As a local farmer-businesswoman who has made her living solely from growing produce for the Moab area for five years now, I agree with Sarah Perez-Sanz in her recent op-ed that all of us who value locally produced food can make a positive impact by regularly attending the farmers market (“Support your local farmers market,” Sept. 1-7, 2016, Moab Sun News). Whether as a consumer or vendor, showing up to market each week builds momentum, reliability and demand. But I have to disagree with Sarah that “change in our food scene will not happen because you did not go to market.” Change in our local food culture happens in many different ways, and the food scene is a continuum. Many farmers attended the market before I moved onto the scene, I had my little run, and many more will try their hand at it after me. There is much we can learn from each other about what worked, what didn’t and why not as we all strive together to create a stronger and more stable local food marketplace that keeps farmers in business.

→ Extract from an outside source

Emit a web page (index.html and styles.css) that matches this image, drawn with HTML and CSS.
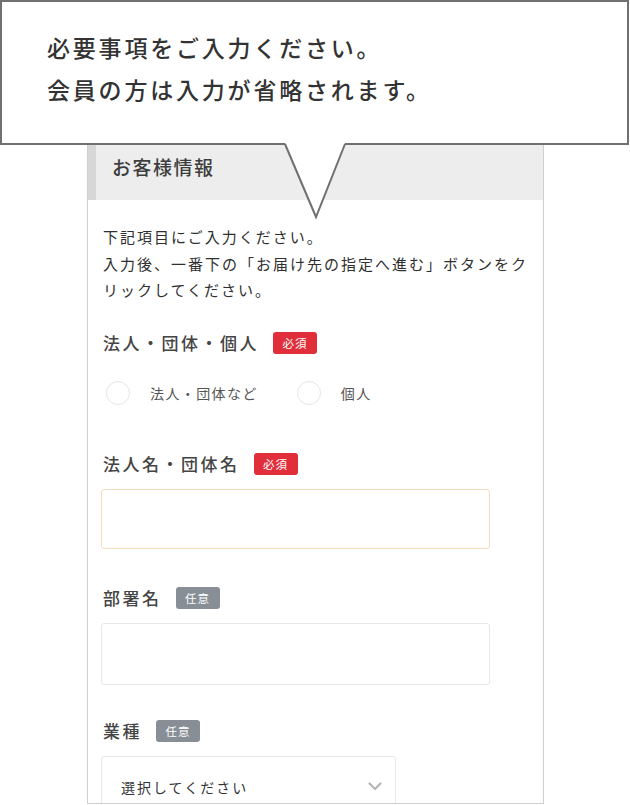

Based on my experience over the course of my one season selling at the Moab Farmers Market, I do not agree with Sarah that “attending the farmers market is the easiest and most meaningful way to support local food and farmers in the Moab area.” There are many different scales of farms out there, many valid farming business models, and many venues each farm can use to get its food to the people. Each marketplace has its place. And as far as visibility goes, weekly “on-farm pick-up” CSA models are incredibly powerful in their transparency – more than farmers’ markets in some ways, as the customers see their produce growing right there on the farm, whereas at the farmers market, a middleman can pass off other farms’ produce as their own.
Also, while attending the farmers market as a vendor was very meaningful for me, it was certainly not easy. I struggled. I had to set up shop during the hottest part of the day, battle monsoon weather and pretend to be a chipper saleswoman when it is not at all my nature. Plus I regularly had terrible profits and lots of leftovers. Which I felt was due in part to the unstable number of my fellow vendors from week to week. There’d be just one other farmer-competitor at one market, and then seven would suddenly show up at the next. Customer attendance also wildly fluctuated. And at that time, Moab grocery store policies frowned upon buying market leftovers! So, because the farmers market model was not working for me and because I could no longer afford to wait around until it stabilized, I now no longer operate as an A-to-Z farm that grows everything under the sun (Asparagus-to-Zucchini). Now I raise larger quantities of fewer crops, focusing on those that excel in my soil and climate, and sell them to our grocery stores. When a friend asks me how they can support my farm, I tell them to go buy my veggies at Moonflower. And I also sell a good deal to Moab restaurants, because we all know Moab is blessed with plenty of hungry tourists, many who value local and organic food. This season I’ve even been selling a little through a farmer-owned distribution cooperative, so some of my food makes it all the way to fancy restaurants in Durango and Telluride.
Nothing but cheers to Sarah in her nudging forward of the Moab foodshed conversation begun at the August 23rd MARC meeting that was so gracefully hosted by USU. Let’s keep using friendly and positive peer pressure to support one another in our unified commitment to support the foodshed and truly “walk our talk!”